All countries, ranging from democracies to dictatorships, have their quota of corruption, and in the world league of political sleaze, we seem to rank somewhere in the middle. But the value of such tables recounting dirty deeds are limited - they can only operate on the basis of known wrongdoing. And that's the key message to be taken from the RTE investigation: we simply don't know how many other of our politicians out there are on the make.

Some of the comments on the programme were undoubtedly stomach-churning - for those with a more starry eyed view of the people we trust to do right by us. But let us also acknowledge that on countless occasions we have re-elected dodgy politicians.
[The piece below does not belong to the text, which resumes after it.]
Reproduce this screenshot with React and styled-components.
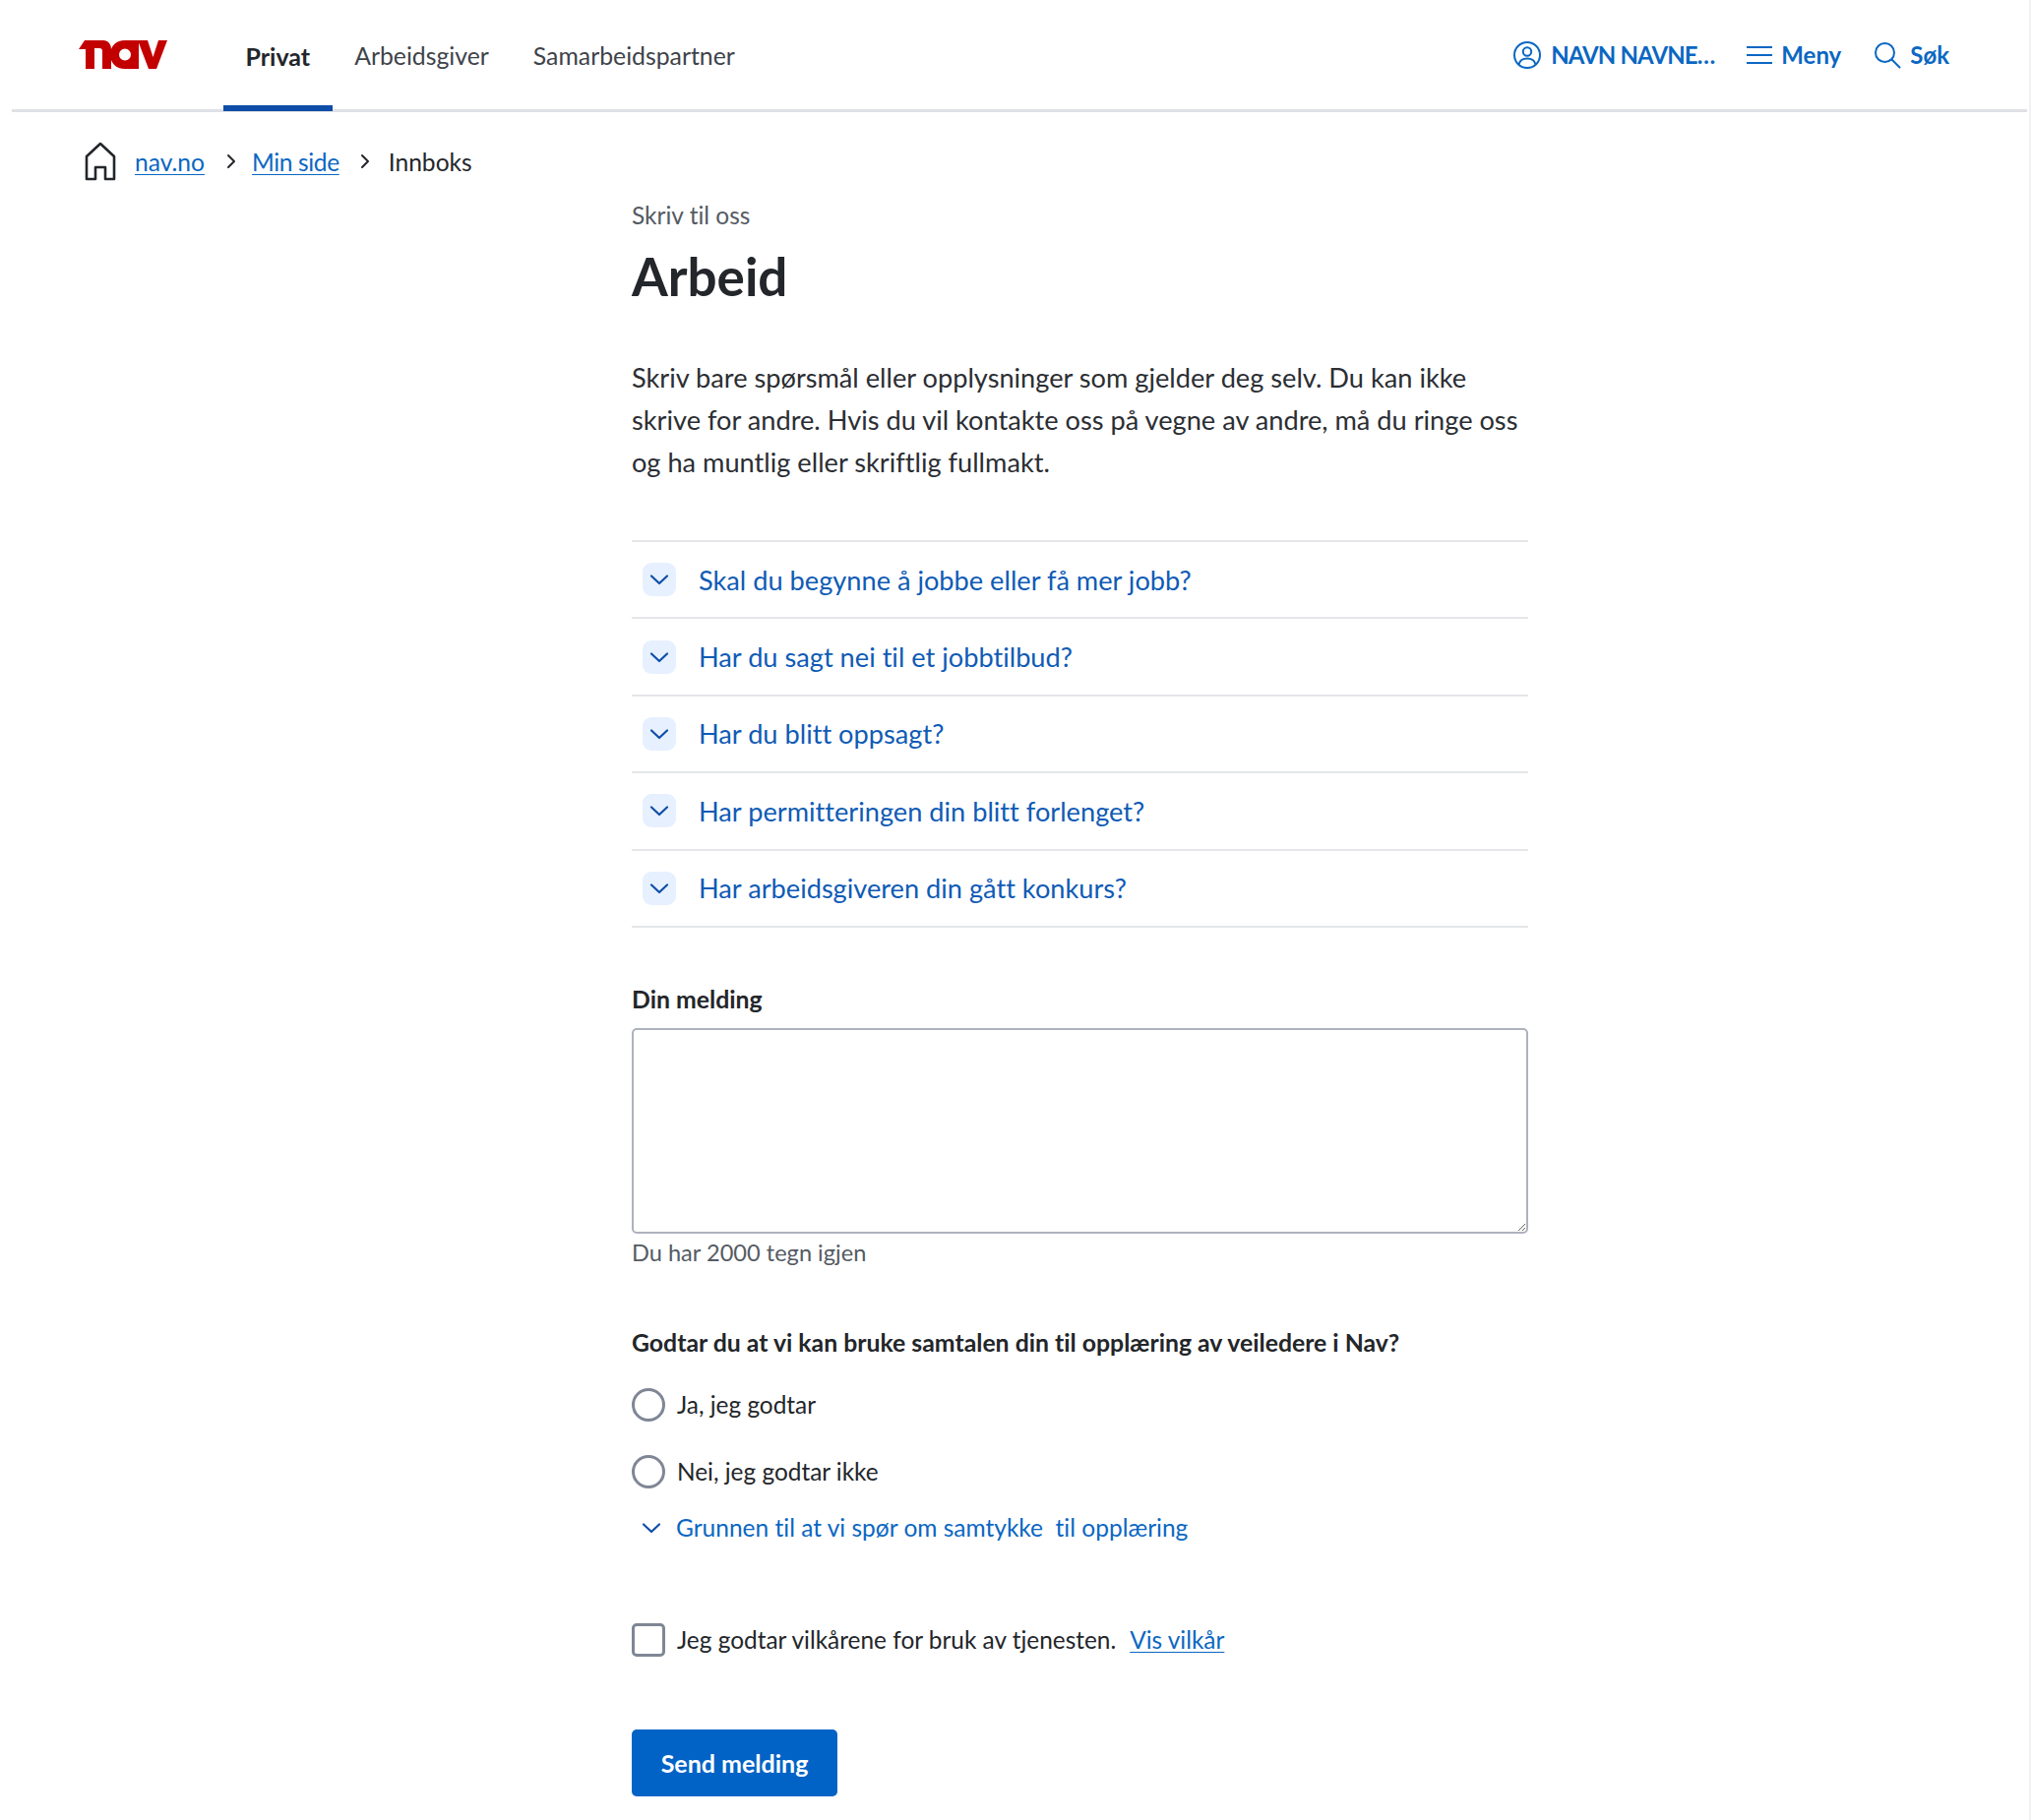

All too often an equally self-seeking voter justifies everything on the grounds a particular councillor or TD is "a great man for the constituency''.

Therefore, this latest reminder of what some of our public representatives get up to, and why they really should be ashamed of themselves, shouldn't come as too much of a surprise. The "what's in it for me'' chant is just a reminder of how they see their role in public life.

So come election time remember - more often than not, we get the politicians we deserve.